Open the export menu from the toolbar to save your work:

Format What you get
Export as Markdown Full story with headers, scene titles, and premise
Export as Plain Text Clean text with scene separators
Export Plan as Markdown Scene outlines in structured outline format
Export Plan as Text Plain text outline
Copy to Clipboard Copy the current scene or full story text

Managing Stories

Duplicate

Right-click a story (or use the menu) and select Duplicate. This creates a full copy of the story including all scenes, plans, and settings.

Delete

Right-click a story (or use the menu) and select Delete. A confirmation dialog appears before the story is permanently removed.

Version History

Save snapshots of your story at any point. You can browse previous versions, restore an earlier snapshot, or delete versions you no longer need.

Tips

  • Write a detailed premise.

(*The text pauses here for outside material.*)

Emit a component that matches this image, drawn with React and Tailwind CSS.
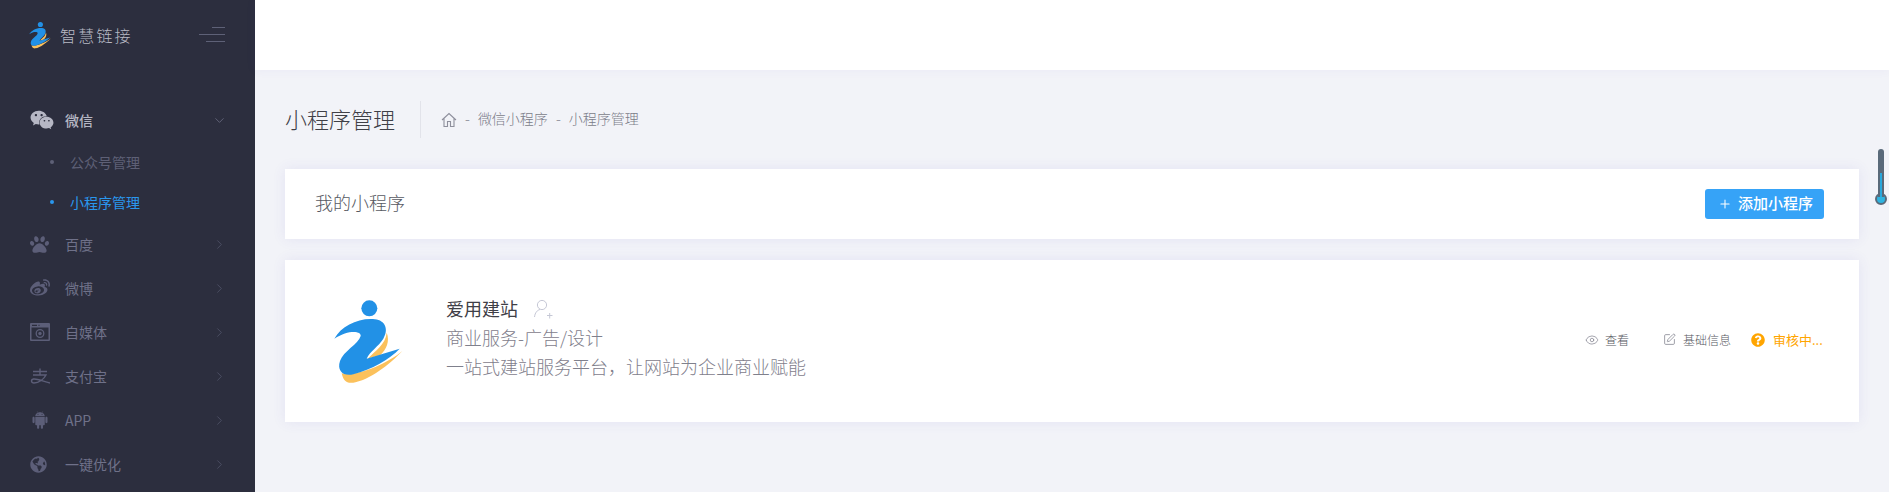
import React from "react";
import { ChevronDown, ChevronRight, Eye, Plus, SquarePen } from "lucide-react";
import { FaWeixin, FaPaw, FaWeibo, FaGlobeAmericas, FaQuestionCircle } from "react-icons/fa";
import { AiFillAndroid } from "react-icons/ai";

// Logo drawn on a 300x330 canvas
const Logo = ({ className }) => (
  <svg viewBox="0 0 300 330" className={className}>
    <path d="M215 140C212 175 180 195 158 218L195 208C215 190 225 165 215 140Z" fill="#fbc15c" />
    <path d="M262 195C224 235 165 282 115 290C95 293 85 285 80 262C125 272 214 235 262 195Z" fill="#fbc15c" />
    <circle cx="163" cy="67" r="24" fill="#2291e6" />
    <path d="M58 158C80 120 130 95 180 100C210 103 222 130 205 158C190 182 165 195 155 218L254 188C224 220 170 250 115 265C85 272 65 255 75 225C85 195 130 175 137 150C140 135 100 130 58 158Z" fill="#2291e6" />
  </svg>
);

const MediaIcon = () => (
  <svg viewBox="0 0 20 18" className="w-5 h-[18px]" fill="currentColor">
    <path fillRule="evenodd" d="M1 0h18a1 1 0 0 1 1 1v16a1 1 0 0 1-1 1H1a1 1 0 0 1-1-1V1a1 1 0 0 1 1-1Zm.5 4.5v12h17v-12h-17ZM2 1.8v1.2h5V1.8H2Zm6.5 0v1.2h1V1.8h-1Z" />
    <circle cx="10" cy="10.5" r="3.8" fill="none" stroke="currentColor" strokeWidth="1.3" />
    <circle cx="10" cy="10.5" r="1.7" />
  </svg>
);

const AlipayIcon = () => (
  <svg viewBox="0 0 20 16" className="w-5 h-4" fill="none" stroke="currentColor" strokeWidth="1.4">
    <path d="M3 3.5h14M10 0.5v6M3 7h13C14 11 9 15 4 15C1 15 0.5 11.5 3.5 11C8 10.5 14 14 20 15" />
  </svg>
);

const HomeIcon = () => (
  <svg viewBox="0 0 16 16" className="w-4 h-4" fill="none" stroke="#8e8f9c" strokeWidth="1.1">
    <path d="M1 8 8 1.5 15 8M3 6.5V14.5H6.5V9.5H9.5V14.5H13V6.5" />
  </svg>
);

const UserPlusIcon = () => (
  <svg viewBox="0 0 20 20" className="w-5 h-5" fill="none" stroke="#c6c8d6" strokeWidth="1">
    <circle cx="9" cy="6" r="4.6" />
    <path d="M1.5 18C2 13.5 4.5 11 7 10.5M14 16.5h5.5M16.7 14v5.5" />
  </svg>
);

const menus = [
  { name: "百度", icon: <FaPaw size={19} /> },
  { name: "微博", icon: <FaWeibo size={20} /> },
  { name: "自媒体", icon: <MediaIcon /> },
  { name: "支付宝", icon: <AlipayIcon /> },
  { name: "APP", icon: <AiFillAndroid size={20} /> },
  { name: "一键优化", icon: <FaGlobeAmericas size={17} /> },
];

const Sidebar = () => (
  <aside className="w-[255px] shrink-0 bg-[#2c2e3e] flex flex-col">
    <div className="h-[70px] pl-[23px] pr-[30px] flex items-center">
      <Logo className="w-[32px] h-[36px] -mt-[1px]" />
      <span className="ml-[5px] text-[16px] tracking-[2.2px] text-[#b9bac5] font-light">智慧链接</span>
      <div className="ml-auto flex flex-col items-end gap-[6px] -mt-[1px]">
        <span className="w-[13px] h-px bg-[#5e6177]"></span>
        <span className="w-[26px] h-px bg-[#5e6177]"></span>
        <span className="w-[19px] h-px bg-[#5e6177]"></span>
      </div>
    </div>

    <nav className="pt-[28px]">
      <div className="h-11 pl-[30px] pr-[28px] flex items-center text-[#b6b7c4]">
        <span className="w-[35px]"><FaWeixin size={24} /></span>
        <span className="text-[14px] font-medium">微信</span>
        <ChevronDown size={15} strokeWidth={1} className="ml-auto text-[#7d7f96]" />
      </div>
      <div className="h-10 pl-[50px] flex items-center text-[14px] text-[#5e6076]">
        <span className="w-1 h-1 rounded-full bg-[#5e6076] mr-4"></span>
        公众号管理
      </div>
      <div className="h-10 pl-[50px] flex items-center text-[14px] text-[#2a97ee]">
        <span className="w-1 h-1 rounded-full bg-[#2a97ee] mr-4"></span>
        小程序管理
      </div>
      {menus.map((item) => (
        <div key={item.name} className="h-11 pl-[30px] pr-[28px] flex items-center text-[#6f7189]">
          <span className="w-[35px] flex items-center text-[#5c5e78]">{item.icon}</span>
          <span className="text-[14px]">{item.name}</span>
          <ChevronRight size={15} strokeWidth={1} className="ml-auto text-[#5c5e75]" />
        </div>
      ))}
    </nav>
  </aside>
);

const App = () => {
  return (
    <div
      className="relative w-full h-[492px] overflow-hidden flex bg-[#f2f3f8]"
      style={{ fontFamily: '"Noto Sans CJK SC", "Liberation Sans", sans-serif' }}
    >
      <Sidebar />

      <main className="flex-1 min-w-0">
        <div className="h-[70px] bg-white shadow-[0_0_10px_0_rgba(82,63,185,0.06)]"></div>

        <div className="px-[30px]">
          {/* 页面标题 */}
          <div className="h-[99px] flex items-center">
            <h1 className="text-[22px] font-light text-[#3f4047] -mt-[2px]">小程序管理</h1>
            <span className="w-px h-[37px] bg-[#e2e3ea] ml-[25px] mr-[20px]"></span>
            <HomeIcon />
            <span className="mx-[8px] text-[14px] text-[#9a9ba6] -mt-[2px]">-</span>
            <span className="text-[14px] font-light text-[#7b7c88] -mt-[2px]">微信小程序</span>
            <span className="mx-[8px] text-[14px] text-[#9a9ba6] -mt-[2px]">-</span>
            <span className="text-[14px] font-light text-[#7b7c88] -mt-[2px]">小程序管理</span>
          </div>

          {/* 标题卡片 */}
          <div className="h-[70px] bg-white pl-[30px] pr-[35px] flex items-center justify-between shadow-[0_0_13px_0_rgba(82,63,185,0.09)]">
            <span className="text-[18px] font-light text-[#575962] -mt-[3px]">我的小程序</span>
            <button className="w-[119px] h-[30px] rounded-[3px] bg-[#36a3f7] text-white flex items-center pl-[13px]">
              <Plus size={14} strokeWidth={1.8} />
              <span className="ml-[6px] text-[15px] font-medium -mt-[1px]">添加小程序</span>
            </button>
          </div>

          {/* 小程序卡片 */}
          <div className="mt-[21px] h-[162px] bg-white pl-[30px] pr-[35px] flex items-center shadow-[0_0_13px_0_rgba(82,63,185,0.09)]">
            <Logo className="w-[100px] h-[110px] shrink-0" />
            <div className="ml-[31px] text-[18px] leading-[29px] text-[#7f808c] -mt-[7px]">
              <div className="flex items-center text-[#3f4047]">
                爱用建站
                <span className="ml-[15px]"><UserPlusIcon /></span>
              </div>
              <div className="font-light">商业服务-广告/设计</div>
              <div className="font-light">一站式建站服务平台，让网站为企业商业赋能</div>
            </div>
            <div className="ml-auto flex items-center text-[12px] font-light text-[#575962] -mt-[3px]">
              <Eye size={14} strokeWidth={1.2} className="text-[#7f808c]" />
              <span className="ml-[6px]">查看</span>
              <SquarePen size={13} strokeWidth={1.4} className="ml-[34px] text-[#7f808c]" />
              <span className="ml-[7px]">基础信息</span>
              <FaQuestionCircle size={14} className="ml-[20px] text-[#ffa500]" />
              <span className="ml-[8px] w-[51px] text-[13px] font-normal text-[#ffa500]">审核中...</span>
            </div>
          </div>
        </div>
      </main>

      {/* 右侧滚动温度条 */}
      <div className="absolute left-[1876px] top-[149px] w-[10px] h-[56px] flex flex-col items-center">
        <div className="relative w-[6px] h-[50px] rounded-t-full bg-[#5a6a7a]">
          <div className="absolute left-[2px] bottom-0 w-[2px] h-[24px] bg-[#2aa8dc]"></div>
        </div>
        <div className="w-[12px] h-[12px] -mt-[4px] shrink-0 rounded-full bg-[#2fb4e0] border-2 border-[#5a6a7a]"></div>
      </div>
    </div>
  );
};

export default App;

The more context you provide, the better the AI plans and generates. A one-sentence premise gives mediocre results; a full paragraph gives great ones.
  • Use creative direction to steer tone. This is the best way to shape the AI's output without constraining the plot.
  • Review and edit the plan before generating. Fixing structure at the plan stage is much easier than rewriting generated scenes.
  • Use the Refine Plan feature. Give the AI feedback on the plan and let it iterate — this is faster than manually editing every scene outline.
  • Prefer revision over regeneration. Targeted revision instructions ("add more tension," "rewrite this dialogue") produce better results than regenerating a scene from scratch.
  • Batch generate for first drafts. Generate all scenes at once, then go back and revise individual scenes for quality.
  • Check continuity panels. After generating several scenes, review the continuity state to catch any inconsistencies early.